The booklet incorporates “new knowledge and guidance on how to adjust the VCA to better address climate change, and how it can support the reduction of vulnerability in towns and cities,” says Mr Geleta.

The VCA has been a prominent methodology used by the IFRC and National Societies since the 1990s.

The international consultation was undertaken in recognition of changing risk patterns, and took into account increased institutional use of assessment tools.

The new guidance supplements the IFRC’s existing publications on VCA methodology: What is VCA?, How to do a VCA?, the VCA training guide and the VCA toolbox, published from 2006–8.

On climate, the new guidance says a key finding of the review was that “a well-managed VCA will detect gradual changes…having an impact on people’s livelihoods, access to water, shelter, food security and health.”

It adds: “Local communities will require support to develop resilience to a possible wider range of negative impacts of climate change…”

‘Safety and resilience’

“The IFRC needs to adapt quickly to trends if it is to continue to fulfil its mission,” adds Mr Geleta.

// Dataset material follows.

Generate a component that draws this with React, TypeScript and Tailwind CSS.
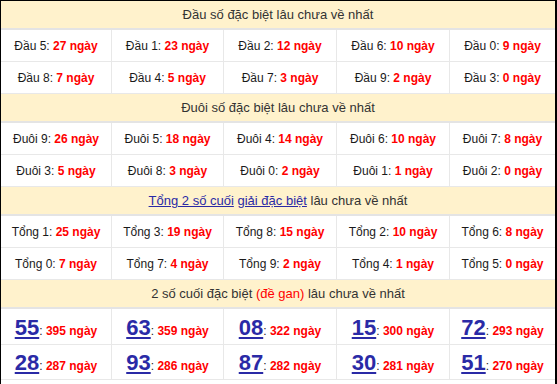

The new guidance, he says, will “help National Societies and their secretariat to contribute to the safety and resilience of communities all over the world, saving and improving the lives of the vulnerable people we all serve.”

Interested National Societies should contact IFRC Senior Officer Marjorie Soto Franco for more details.

Among its own complementary material on climate and the VCA, the Climate Centre published a guidance note in 2012 and last year Yumi stap redi long climate change – a study of the Australian government-funded programme to integrate climate with VCA in Vanuatu.

A Paraguayan Red Cross team conduct an assessment in their capital, Asuncion, last month after serious floods affected tens of thousands of families.